I’m not saying I don’t find value this post. As a big fan of the circuit research, I’m glad to have more in-depth discussion about and around it. I am simply trying to understand what you wanted to do with this post, to give you better feedback.
Artificial general intelligence (AGI) is usually more vaguely defined as an AI system that can do anything that humans can do. Here, I’ll operationally take it to mean “AI that can outperform humans at the task of generating qualitative insights into technical AI safety research,” for instance by coming up with new research agendas that turn out to be fruitful.
Nitpicking here, but I assume you mean coming up with a high enough proportion of new research agendas, instead of just coming up with some. That changes removes stupid edge cases like programs writing all the permutations of some sentences about AGI, which would probably generate at least some useful ideas among the noise.
To summarize, even if one assumes the UAT in the current deep learning paradigm, the choice of model initialization + dataset that would let us get to AGI may be highly non-generic. To the extent that this is true, it pushes towards (indefinitely) longer timelines than forecasted in analyses based on compute, since practitioners might then have to understand an unknown number of qualitatively new things around setting initial conditions for the search problem.

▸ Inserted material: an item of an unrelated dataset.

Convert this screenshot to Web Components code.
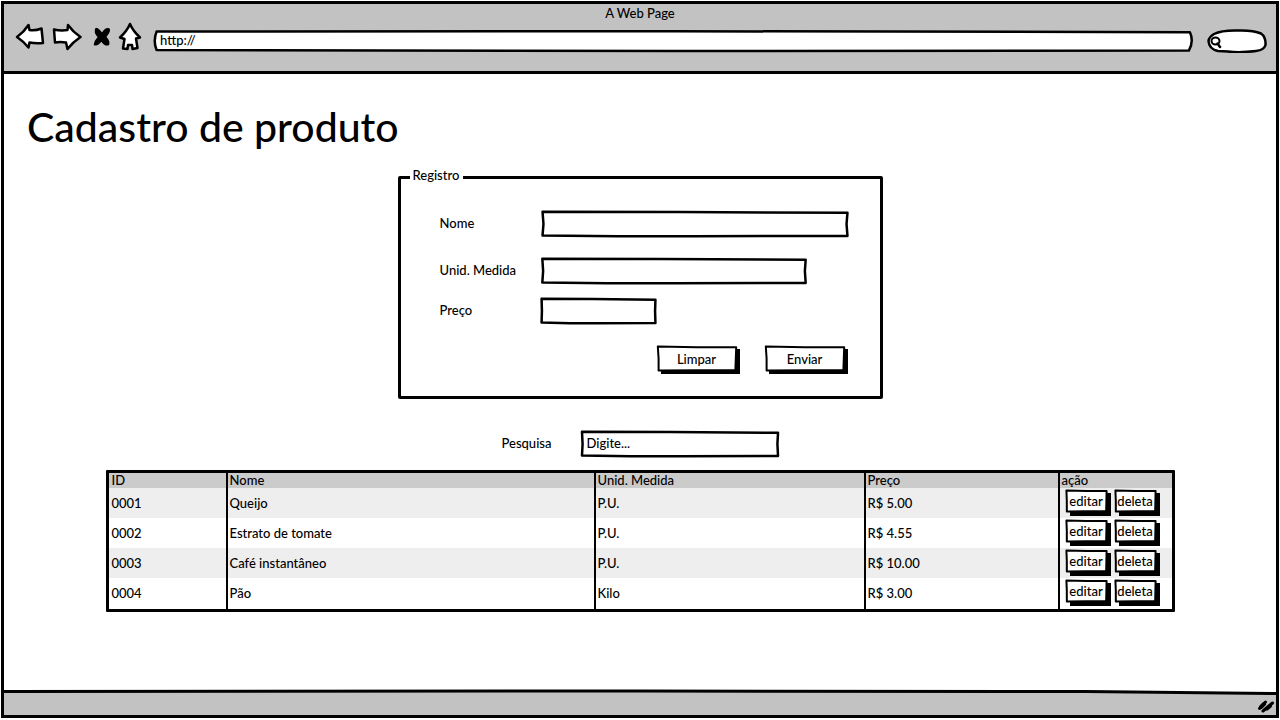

I agree with the idea, with maybe the caveat that it doesn’t apply to Ems à la Hanson. A similar argument could hold about neuroscience facts we would need to know to scan and simulate brains, though.
Motivation #1: Work on transparency could help to reduce this uncertainty
This leads to a first motivation for transparency research: that getting a better understanding of how today’s AI systems work seems useful to let us make better-educated guesses about how they might scale up.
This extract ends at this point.